Em negociações anteriores sobre a troca de prisioneiros, Maduro conseguiu obter a libertação do seu alegado intermediário financeiro, Alex Saab, e de dois sobrinhos da sua mulher que estavam a cumprir pena por terem tentado contrabandear 800 quilos de cocaína para os Estados Unidos.
Conseguiu também que fossem retiradas algumas das sanções petrolíferas que os EUA impuseram a Caracas nos últimos anos.
Desta vez, sem nenhum dos seus colaboradores mais próximos nas mãos dos Estados Unidos, não é claro o que Maduro possa pedir à mesa de negociações para além de legitimidade e da retirada das sanções.

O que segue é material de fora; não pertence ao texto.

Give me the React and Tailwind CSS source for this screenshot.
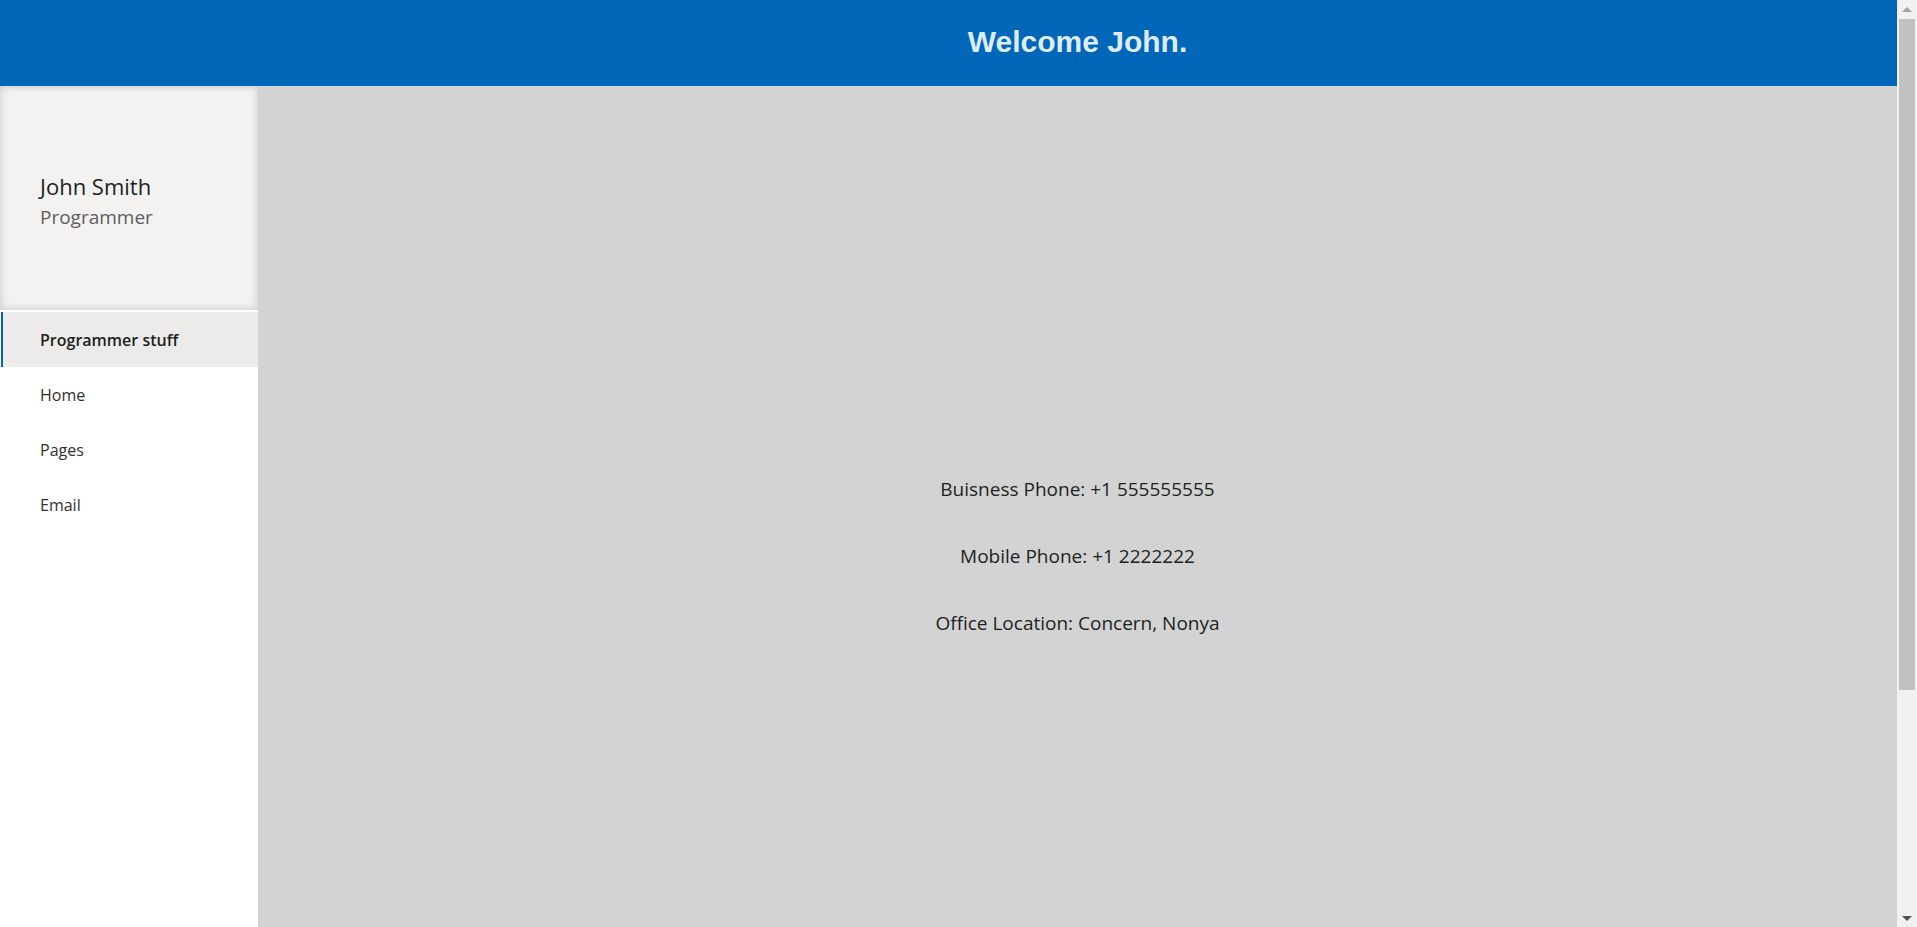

Do mesmo modo, não é claro como é que uma nova administração dos EUA aceitaria a ideia de ceder – e de ser vista a ceder – a um autoritário fanfarrão.
A negociação de reféns é um tema incómodo para qualquer governo, sobretudo para os Estados Unidos, que, no passado, fizeram questão de se recusar a negociar com os raptores.
Por outro lado, os EUA podem decidir que a liberdade dos seus cidadãos vale quaisquer concessões limitadas que Maduro esteja a procurar.
Como disse uma das pessoas envolvidas nas negociações do ano passado: “As sociedades livres decidem que nenhum homem inocente deve estar na cadeia. Quando se aceita que um criminoso saia em liberdade mas que nenhum detido seja inocente, essa é a verdadeira liberdade”.